## [Information provided]
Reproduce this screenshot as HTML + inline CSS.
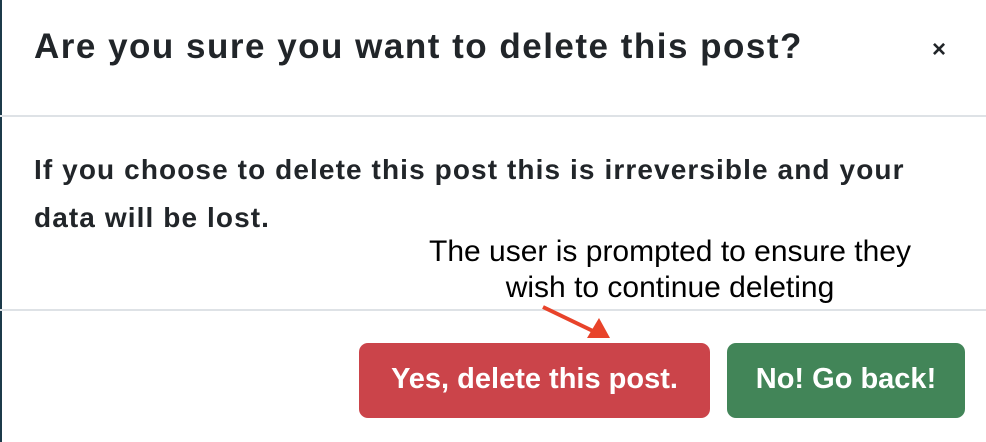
<!DOCTYPE html>
<html><head><style>
body{margin:0;width:986px;height:442px;background:#fff;position:relative;overflow:hidden;font-family:"Liberation Sans",sans-serif;color:#212529}
.l{position:absolute;left:0;top:0;width:2px;height:442px;background:#1c3a4a}
.t{position:absolute;left:34px;top:27px;font-size:35px;font-weight:bold;letter-spacing:1.5px;white-space:nowrap}
.x{position:absolute;left:932px;top:36px;font-size:24px;font-weight:bold}
.hr{position:absolute;left:0;width:986px;height:2px;background:#dee2e6}
.b{position:absolute;left:34px;top:146px;font-size:28px;font-weight:bold;line-height:48px;letter-spacing:1.1px;white-space:nowrap}
.a{position:absolute;left:370px;width:600px;top:234px;text-align:center;font-size:30px;line-height:36px;color:#000}
.btn{position:absolute;top:343px;height:75px;border-radius:9px;color:#fff;font-weight:bold;font-size:29px;display:flex;align-items:center;justify-content:center;padding-bottom:2px;box-sizing:border-box}
</style></head><body>
<div class="l"></div>
<div class="t">Are you sure you want to delete this post?</div>
<div class="x">×</div>
<div class="hr" style="top:115px"></div>
<div class="b">If you choose to delete this post this is irreversible and your<br>data will be lost.</div>
<div class="a">The user is prompted to ensure they<br>wish to continue deleting</div>
<div class="hr" style="top:309px"></div>
<svg style="position:absolute;left:0;top:0" width="986" height="442"><line x1="543" y1="307" x2="595" y2="332" stroke="#e8432a" stroke-width="4"/><polygon points="610,338 587,338 599,318" fill="#e8432a"/></svg>
<div class="btn" style="left:359px;width:351px;background:#cb444a">Yes, delete this post.</div>
<div class="btn" style="left:727px;width:238px;background:#428558">No! Go back!</div>
</body></html>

## [What to produce]
Scan the lines for the string "this". Pick out every line that has it.

## [Final result]
Reproduce this screenshot as HTML + inline CSS.
<div class="t">Are you sure you want to delete this post?</div>
<div class="b">If you choose to delete this post this is irreversible and your<br>data will be lost.</div>
<div class="btn" style="left:359px;width:351px;background:#cb444a">Yes, delete this post.</div>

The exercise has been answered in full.